Example
An illustrative problem is solved using BOSS.jl here. The source code is available at github.
The Problem
We have an expensive-to-evaluate blackbox function blackbox(x) -> (y, z)
.
function blackbox(x; noise_std=0.1)
y = exp(x[1]/10) * cos(2*x[1])
z = (1/2)^6 * (x[1]^2 - (15.)^2)
y += rand(Normal(0., noise_std))
z += rand(Normal(0., noise_std))
return [y,z]
end
We wish to maximize y
such that x ∈ <0, 20>
(constraint on input) and z < 0
(constraint on output).
Problem Definition
First, we define the problem as an instance of BossProblem
.
problem() = BossProblem(;
fitness = LinFitness([1, 0]), # maximize y
f = blackbox,
domain = Domain(;
bounds = ([0.], [20.]), # x ∈ <0, 20>
),
y_max = [Inf, 0.], # z < 0
model = nonparametric(), # or `parametric()` or `semiparametric()`
data = init_data(),
)
We use Fitness
to define the objective. Here, the LinFitness([1, 0])
specifies that we wish to maximize 1*y + 0*z
. (See also NonlinFitness
.)
We use the keyword f
to provide the blackbox objective function.
We use the Domain
structure to define the constraints on inputs.
We use the keyword y_max
to define the constraints on outputs.
Surrogate Model Definition
Now we define the surrogate model used to approximate the objective function based on the available data from previous evaluations.
Gaussian Process
Usually, we will use a Gaussian process.
nonparametric() = GaussianProcess(;
kernel = BOSS.Matern32Kernel(),
amp_priors = amplitude_priors(),
length_scale_priors = length_scale_priors(),
noise_std_priors = noise_std_priors(),
)
Parametric Model
If we have some knowledge about the blackbox function, we can define a parametric model.
parametric() = NonlinModel(;
predict = (x, θ) -> [
θ[1] * x[1] * cos(θ[2] * x[1]) + θ[3],
0.,
],
theta_priors = fill(Normal(0., 1.), 3),
noise_std_priors = noise_std_priors(),
)
The function predict(x, θ) -> y
defines our parametric model where θ
are the model parameters which will be fitted based on the data.
The keyword theta_priors
is used to define priors on the model parameters θ
. The priors can be used to include our expert knowledge, to regularize the model, or a uniform prior can be used to not bias the model fit.
Semiparametric Model
We can use the parametric model together with a Gaussian process to define the semiparametric model.

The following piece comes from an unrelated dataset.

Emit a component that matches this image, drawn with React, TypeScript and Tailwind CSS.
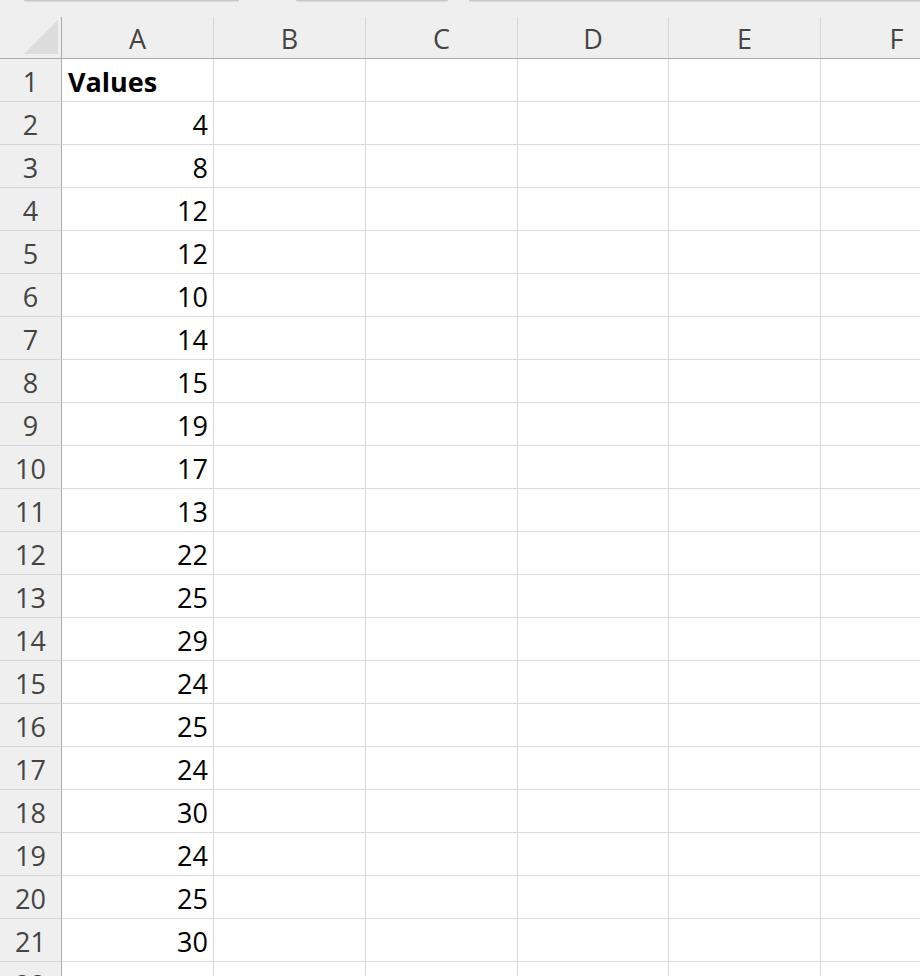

semiparametric() = Semiparametric(
parametric(),
nonparametric(),
)
This allows us to leverage our expert knowledge incorporated in the parametric model while benefiting from the flexibility of the Gaussian process.
Hyperparameter Priors
We need to define all hyperparameters. Instead of defining scalar values, we will define priors over them and let BOSS fit their values based on the data. This alleviates the importance of our choice and allows for Bayesian inference if we wish to use it.
(If one wants to define some hyperparameters as scalars instead, a Dirac
prior can be used and the hyperparameters will be skipped from model fitting.)
Evaluation Noise
BOSS assumes Gaussian evaluation noise on the objective blackbox function. Noise std priors define our belief about the standard deviation of the noise of each individual output dimension.
noise_std_priors() = fill(truncated(Normal(0., 0.1); lower=0.), 2)
# noise_std_priors() = fill(Dirac(0.1), 2)
Amplitude
The amplitude of the Gaussian process expresses the expected deviation of the output values. We again define an amplitude prior for each individual output dimension.
amplitude_priors() = fill(truncated(Normal(0., 5.); lower=0.), 2)
# amplitude_priors() = fill(Dirac(5.), 2)
Length Scales
Informally, the length scales of the Gaussian process define how far within the input domain does the model extrapolate the information obtained from the dataset. For each output dimension, we define a multivariate prior over all input dimensions. (In our case two 1-variate priors.)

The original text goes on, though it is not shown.